## WHAT YOU SHOULD DO
Transcribe everything in the data word for word. Pictures are left out.

-- begin AVAILABLE DATA --

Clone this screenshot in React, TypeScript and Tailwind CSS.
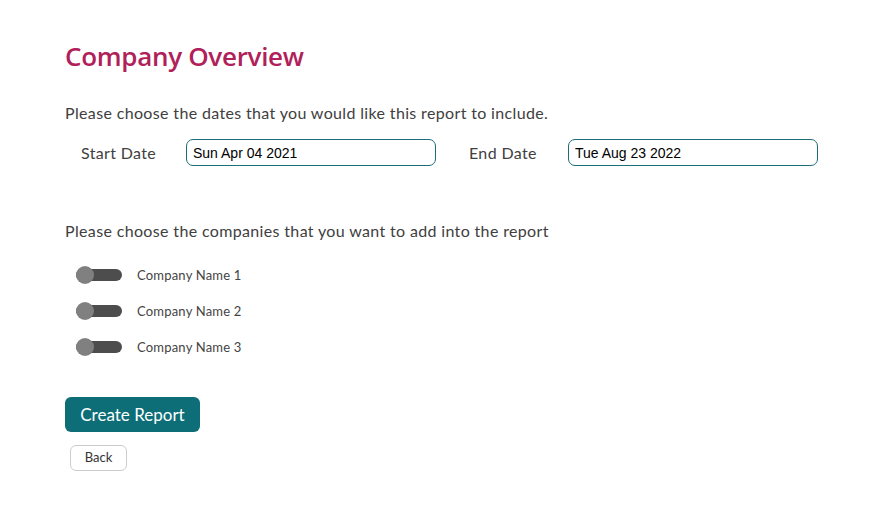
import React, { useState } from 'react';

const companies = ['Company Name 1', 'Company Name 2', 'Company Name 3'];

function Toggle({ on, onClick }: { on: boolean; onClick: () => void }) {
  return (
    <button type="button" onClick={onClick} className="relative flex h-[18px] w-[46px] items-center">
      <span className="h-[12px] w-full rounded-full bg-[#4d4d4d]"></span>
      <span
        className={`absolute top-0 h-[18px] w-[18px] rounded-full bg-[#808080] ${on ? 'left-[28px]' : 'left-0'}`}
      ></span>
    </button>
  );
}

export default function App() {
  const [selected, setSelected] = useState<boolean[]>([false, false, false]);

  return (
    <div className="min-h-screen w-full bg-white px-[65px] pt-[39px] text-[#404040] font-['Lato',sans-serif]">
      <h1 className="text-[26px] font-semibold leading-[34px] tracking-[-0.3px] text-[#b0215a] font-['Open_Sans',sans-serif]">
        Company Overview
      </h1>

      <p className="mt-[30px] text-[16px] leading-[20px] tracking-[0.35px]">
        Please choose the dates that you would like this report to include.
      </p>

      <div className="mt-[16px] flex items-center">
        <label className="ml-[16px] w-[105px] text-[16px] tracking-[0.35px]">Start Date</label>
        <input
          readOnly
          value="Sun Apr 04 2021"
          className="h-[27px] w-[250px] rounded-[7px] border border-[#1b6e76] px-[6px] text-[14px] text-black font-['Liberation_Sans',sans-serif] focus:outline-none"
        />
        <label className="ml-[33px] w-[99px] text-[16px] tracking-[0.35px]">End Date</label>
        <input
          readOnly
          value="Tue Aug 23 2022"
          className="h-[27px] w-[250px] rounded-[7px] border border-[#1b6e76] px-[6px] text-[14px] text-black font-['Liberation_Sans',sans-serif] focus:outline-none"
        />
      </div>

      <p className="mt-[55px] text-[16px] leading-[20px] tracking-[0.35px]">
        Please choose the companies that you want to add into the report
      </p>

      <div className="mt-[25px] flex flex-col gap-[18px] pl-[11px]">
        {companies.map((name, i) => (
          <div key={name} className="flex items-center gap-[15px]">
            <Toggle
              on={selected[i]}
              onClick={() => setSelected(selected.map((v, j) => (j === i ? !v : v)))}
            />
            <span className="text-[13px] leading-[18px] tracking-[0.2px] text-[#444444]">{name}</span>
          </div>
        ))}
      </div>

      <button
        type="button"
        className="mt-[41px] block h-[35px] w-[135px] rounded-[6px] bg-[#0e6e78] text-[17px] text-white"
      >
        Create Report
      </button>

      <button
        type="button"
        className="ml-[5px] mt-[13px] block h-[26px] w-[57px] rounded-[6px] border border-[#cccccc] text-[13px] text-[#333333]"
      >
        Back
      </button>
    </div>
  );
}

-- end AVAILABLE DATA --

## ANSWER
Clone this screenshot in React, TypeScript and Tailwind CSS.
import React, { useState } from 'react';

const companies = ['Company Name 1', 'Company Name 2', 'Company Name 3'];

function Toggle({ on, onClick }: { on: boolean; onClick: () => void }) {
  return (
    <button type="button" onClick={onClick} className="relative flex h-[18px] w-[46px] items-center">
      <span className="h-[12px] w-full rounded-full bg-[#4d4d4d]"></span>
      <span
        className={`absolute top-0 h-[18px] w-[18px] rounded-full bg-[#808080] ${on ? 'left-[28px]' : 'left-0'}`}
      ></span>
    </button>
  );
}

export default function App() {
  const [selected, setSelected] = useState<boolean[]>([false, false, false]);

  return (
    <div className="min-h-screen w-full bg-white px-[65px] pt-[39px] text-[#404040] font-['Lato',sans-serif]">
      <h1 className="text-[26px] font-semibold leading-[34px] tracking-[-0.3px] text-[#b0215a] font-['Open_Sans',sans-serif]">
        Company Overview
      </h1>

      <p className="mt-[30px] text-[16px] leading-[20px] tracking-[0.35px]">
        Please choose the dates that you would like this report to include.
      </p>

      <div className="mt-[16px] flex items-center">
        <label className="ml-[16px] w-[105px] text-[16px] tracking-[0.35px]">Start Date</label>
        <input
          readOnly
          value="Sun Apr 04 2021"
          className="h-[27px] w-[250px] rounded-[7px] border border-[#1b6e76] px-[6px] text-[14px] text-black font-['Liberation_Sans',sans-serif] focus:outline-none"
        />
        <label className="ml-[33px] w-[99px] text-[16px] tracking-[0.35px]">End Date</label>
        <input
          readOnly
          value="Tue Aug 23 2022"
          className="h-[27px] w-[250px] rounded-[7px] border border-[#1b6e76] px-[6px] text-[14px] text-black font-['Liberation_Sans',sans-serif] focus:outline-none"
        />
      </div>

      <p className="mt-[55px] text-[16px] leading-[20px] tracking-[0.35px]">
        Please choose the companies that you want to add into the report
      </p>

      <div className="mt-[25px] flex flex-col gap-[18px] pl-[11px]">
        {companies.map((name, i) => (
          <div key={name} className="flex items-center gap-[15px]">
            <Toggle
              on={selected[i]}
              onClick={() => setSelected(selected.map((v, j) => (j === i ? !v : v)))}
            />
            <span className="text-[13px] leading-[18px] tracking-[0.2px] text-[#444444]">{name}</span>
          </div>
        ))}
      </div>

      <button
        type="button"
        className="mt-[41px] block h-[35px] w-[135px] rounded-[6px] bg-[#0e6e78] text-[17px] text-white"
      >
        Create Report
      </button>

      <button
        type="button"
        className="ml-[5px] mt-[13px] block h-[26px] w-[57px] rounded-[6px] border border-[#cccccc] text-[13px] text-[#333333]"
      >
        Back
      </button>
    </div>
  );
}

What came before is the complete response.